Chaque moulin comprenait une roue à pales (roue à aube mais à l’horizontale) qui se trouvait dans des caves voûtées en dessous des bâtiments. L’eau qui venait des canaux aménagés tombait en flux continu sur les pales qui actionnaient un axe faisant tourner la meule.
La roue à pales
La production
Les livres de compte du Moulin Magalot, datant de la fin du XVIIIème siècle, nous apprennent que le moulin servait à faire de la farine de blé dur (épeautre), d’orge, d’avoine, de pois et de lentilles, d’«erres» et de «zaisses». 
La lentille était très présente. Cette légumineuse poussait dans des sols très pauvres où rien d’autre ne pouvait être cultivé. N’oublions pas que certaines parcelles portaient le nom de « Lentillaire ». Beaucoup d’entre elles sont, aujourd’hui, recouvertes de forêts. Ayons à l’esprit que que les pommes de terre n’étaient pas encore cultivées dans le Champsaur. Le seul aliment «solide» qui tenait au ventre était le pain.
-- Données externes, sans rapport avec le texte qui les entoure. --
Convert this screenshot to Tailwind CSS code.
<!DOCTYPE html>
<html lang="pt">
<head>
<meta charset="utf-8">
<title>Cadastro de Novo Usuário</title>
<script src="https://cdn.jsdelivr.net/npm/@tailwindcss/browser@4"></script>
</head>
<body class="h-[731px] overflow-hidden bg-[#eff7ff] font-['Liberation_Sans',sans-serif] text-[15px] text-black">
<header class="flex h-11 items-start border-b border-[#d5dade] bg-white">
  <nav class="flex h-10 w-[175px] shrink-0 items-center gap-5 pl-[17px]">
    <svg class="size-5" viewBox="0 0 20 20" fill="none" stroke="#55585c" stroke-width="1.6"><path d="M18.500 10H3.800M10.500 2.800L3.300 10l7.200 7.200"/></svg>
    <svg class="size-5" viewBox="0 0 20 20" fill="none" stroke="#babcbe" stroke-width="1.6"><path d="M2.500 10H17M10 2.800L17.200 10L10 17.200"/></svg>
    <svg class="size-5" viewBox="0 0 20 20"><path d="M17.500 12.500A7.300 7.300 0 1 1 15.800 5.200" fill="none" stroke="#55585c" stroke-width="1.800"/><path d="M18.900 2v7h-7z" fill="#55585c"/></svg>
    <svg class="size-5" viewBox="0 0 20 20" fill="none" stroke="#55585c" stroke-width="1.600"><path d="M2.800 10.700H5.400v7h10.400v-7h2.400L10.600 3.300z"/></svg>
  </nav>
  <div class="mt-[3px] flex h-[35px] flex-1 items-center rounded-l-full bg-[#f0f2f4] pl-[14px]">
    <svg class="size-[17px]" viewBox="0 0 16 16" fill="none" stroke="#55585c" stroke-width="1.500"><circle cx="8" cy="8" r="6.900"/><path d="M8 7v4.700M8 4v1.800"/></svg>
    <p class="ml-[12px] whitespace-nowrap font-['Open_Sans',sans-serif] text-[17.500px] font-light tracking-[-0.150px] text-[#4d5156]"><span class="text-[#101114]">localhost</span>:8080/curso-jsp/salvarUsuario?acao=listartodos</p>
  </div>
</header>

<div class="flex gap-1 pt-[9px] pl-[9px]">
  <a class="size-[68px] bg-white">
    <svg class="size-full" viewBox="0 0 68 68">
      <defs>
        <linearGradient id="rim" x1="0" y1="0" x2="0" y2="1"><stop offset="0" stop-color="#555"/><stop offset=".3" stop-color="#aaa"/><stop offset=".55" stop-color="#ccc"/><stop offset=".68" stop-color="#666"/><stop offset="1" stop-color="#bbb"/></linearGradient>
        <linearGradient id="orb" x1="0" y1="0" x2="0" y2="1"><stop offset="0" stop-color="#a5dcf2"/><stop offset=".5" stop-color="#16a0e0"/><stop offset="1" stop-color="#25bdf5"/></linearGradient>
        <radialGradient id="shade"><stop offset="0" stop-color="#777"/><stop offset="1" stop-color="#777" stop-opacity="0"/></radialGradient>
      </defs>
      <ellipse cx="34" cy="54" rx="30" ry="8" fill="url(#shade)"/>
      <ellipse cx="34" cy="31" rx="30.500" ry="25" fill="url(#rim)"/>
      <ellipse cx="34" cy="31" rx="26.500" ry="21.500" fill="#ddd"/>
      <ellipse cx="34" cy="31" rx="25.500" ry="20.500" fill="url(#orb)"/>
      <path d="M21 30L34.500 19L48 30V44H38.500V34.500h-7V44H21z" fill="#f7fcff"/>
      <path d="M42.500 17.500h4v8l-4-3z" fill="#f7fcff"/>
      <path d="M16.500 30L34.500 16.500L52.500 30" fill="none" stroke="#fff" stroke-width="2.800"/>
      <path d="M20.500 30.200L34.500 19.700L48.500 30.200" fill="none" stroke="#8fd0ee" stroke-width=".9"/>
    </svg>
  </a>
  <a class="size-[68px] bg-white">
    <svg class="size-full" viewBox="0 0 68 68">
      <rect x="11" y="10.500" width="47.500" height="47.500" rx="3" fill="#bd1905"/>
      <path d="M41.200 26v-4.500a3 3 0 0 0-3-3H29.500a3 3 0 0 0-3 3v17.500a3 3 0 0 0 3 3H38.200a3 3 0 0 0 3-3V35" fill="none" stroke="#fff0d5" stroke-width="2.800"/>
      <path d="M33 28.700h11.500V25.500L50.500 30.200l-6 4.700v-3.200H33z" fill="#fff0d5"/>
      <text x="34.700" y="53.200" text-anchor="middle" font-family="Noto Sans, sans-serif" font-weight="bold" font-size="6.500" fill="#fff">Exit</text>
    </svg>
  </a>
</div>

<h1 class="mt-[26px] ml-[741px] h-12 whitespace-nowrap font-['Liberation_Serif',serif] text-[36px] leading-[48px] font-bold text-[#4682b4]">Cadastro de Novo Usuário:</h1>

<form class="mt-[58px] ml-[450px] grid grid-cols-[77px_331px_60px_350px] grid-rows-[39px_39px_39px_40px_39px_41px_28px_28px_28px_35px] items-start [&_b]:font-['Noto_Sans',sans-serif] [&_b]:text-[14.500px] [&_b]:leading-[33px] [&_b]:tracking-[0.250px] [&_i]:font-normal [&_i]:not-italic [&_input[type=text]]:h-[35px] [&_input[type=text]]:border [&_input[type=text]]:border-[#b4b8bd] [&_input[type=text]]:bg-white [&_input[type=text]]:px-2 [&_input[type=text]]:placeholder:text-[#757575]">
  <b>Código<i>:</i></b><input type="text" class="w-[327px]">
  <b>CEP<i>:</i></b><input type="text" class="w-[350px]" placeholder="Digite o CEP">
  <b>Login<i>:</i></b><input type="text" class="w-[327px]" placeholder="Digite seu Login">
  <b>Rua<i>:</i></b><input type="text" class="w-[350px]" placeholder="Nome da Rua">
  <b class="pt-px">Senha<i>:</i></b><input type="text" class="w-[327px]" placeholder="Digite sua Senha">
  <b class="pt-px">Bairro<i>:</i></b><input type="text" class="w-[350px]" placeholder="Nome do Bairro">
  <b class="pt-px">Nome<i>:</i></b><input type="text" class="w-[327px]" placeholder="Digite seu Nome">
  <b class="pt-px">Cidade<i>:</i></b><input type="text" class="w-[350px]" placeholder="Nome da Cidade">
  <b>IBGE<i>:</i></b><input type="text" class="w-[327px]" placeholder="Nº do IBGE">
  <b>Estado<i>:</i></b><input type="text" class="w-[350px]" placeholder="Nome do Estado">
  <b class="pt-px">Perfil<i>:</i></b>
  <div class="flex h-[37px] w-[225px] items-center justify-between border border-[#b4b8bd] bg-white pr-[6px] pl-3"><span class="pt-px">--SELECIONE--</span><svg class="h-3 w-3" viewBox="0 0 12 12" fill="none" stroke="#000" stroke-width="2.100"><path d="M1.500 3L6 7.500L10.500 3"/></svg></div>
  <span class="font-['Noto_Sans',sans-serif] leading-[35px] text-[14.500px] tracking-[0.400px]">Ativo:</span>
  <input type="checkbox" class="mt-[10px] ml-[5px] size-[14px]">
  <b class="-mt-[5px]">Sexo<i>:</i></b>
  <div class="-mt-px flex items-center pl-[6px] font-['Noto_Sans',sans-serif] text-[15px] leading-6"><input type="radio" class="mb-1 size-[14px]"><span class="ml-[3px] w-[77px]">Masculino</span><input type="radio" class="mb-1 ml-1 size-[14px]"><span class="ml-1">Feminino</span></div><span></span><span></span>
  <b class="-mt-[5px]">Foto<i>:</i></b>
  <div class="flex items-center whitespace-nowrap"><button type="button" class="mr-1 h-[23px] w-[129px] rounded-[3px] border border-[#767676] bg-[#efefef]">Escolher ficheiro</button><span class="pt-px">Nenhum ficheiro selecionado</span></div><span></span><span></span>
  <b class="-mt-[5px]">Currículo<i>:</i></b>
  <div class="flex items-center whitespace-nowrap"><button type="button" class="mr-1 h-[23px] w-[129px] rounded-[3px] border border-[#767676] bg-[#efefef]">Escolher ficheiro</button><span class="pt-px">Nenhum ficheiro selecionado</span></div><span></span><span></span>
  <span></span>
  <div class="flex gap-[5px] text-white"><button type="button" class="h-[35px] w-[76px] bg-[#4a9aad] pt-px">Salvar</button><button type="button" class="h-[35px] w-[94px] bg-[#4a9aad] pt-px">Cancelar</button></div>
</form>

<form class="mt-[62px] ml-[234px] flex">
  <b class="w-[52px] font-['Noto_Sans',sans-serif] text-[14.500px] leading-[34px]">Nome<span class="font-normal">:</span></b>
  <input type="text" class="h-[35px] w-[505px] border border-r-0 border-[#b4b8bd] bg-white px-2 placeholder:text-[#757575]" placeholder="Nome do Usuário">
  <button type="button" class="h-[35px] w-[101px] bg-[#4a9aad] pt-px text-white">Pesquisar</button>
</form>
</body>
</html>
Ces farines servaient pour la fabrication du pain ou de bouillies.

Bouillon de farine
Faire bouillir de l’eau salée, rajouter un chou
Rajouter de la farine de méteil 
(mélange de blé et seigle)
Faire cuire la matinée dans l’âtre

Et en fin d’hiver, quand il n’y avait plus de choux... on mangeait de la «Gastelle» mélange d’eau et farine simplement.
Nous n’avons que très peu d’informations sur le moulin à huile. Nous supposons une production d’huile de noix et de faines de fayard (graines de hêtre) et peut-être d’oeliettes. L’huile de faine, encore utilisée pendant la dernière guerre était très amère. Le travail pour ramasser ces graines était considérable avec un résultat peu avenant, mais, ce complément permettait d’ajouter de la matière grasse au régime alimentaire très pauvre de l’époque.
Avec le temps, les roues ont cessé de tourner, les moulins Magalot sont tombés dans l’oubli et la ruine. Aujourd’hui, on peut les retrouver, cachés ça et là, dans la végétation épaisse bordant Riou Bel. Il ne reste aujourd’hui qu’une meule cassée en deux au milieu de laquelle pousse un arbre. Heureusement les archives du moulin ont été conservées à travers les temps, ainsi, cet édifice, qui a permis, pendant des siècles, de nourrir les Polignacs ne tombera pas dans l’oubli.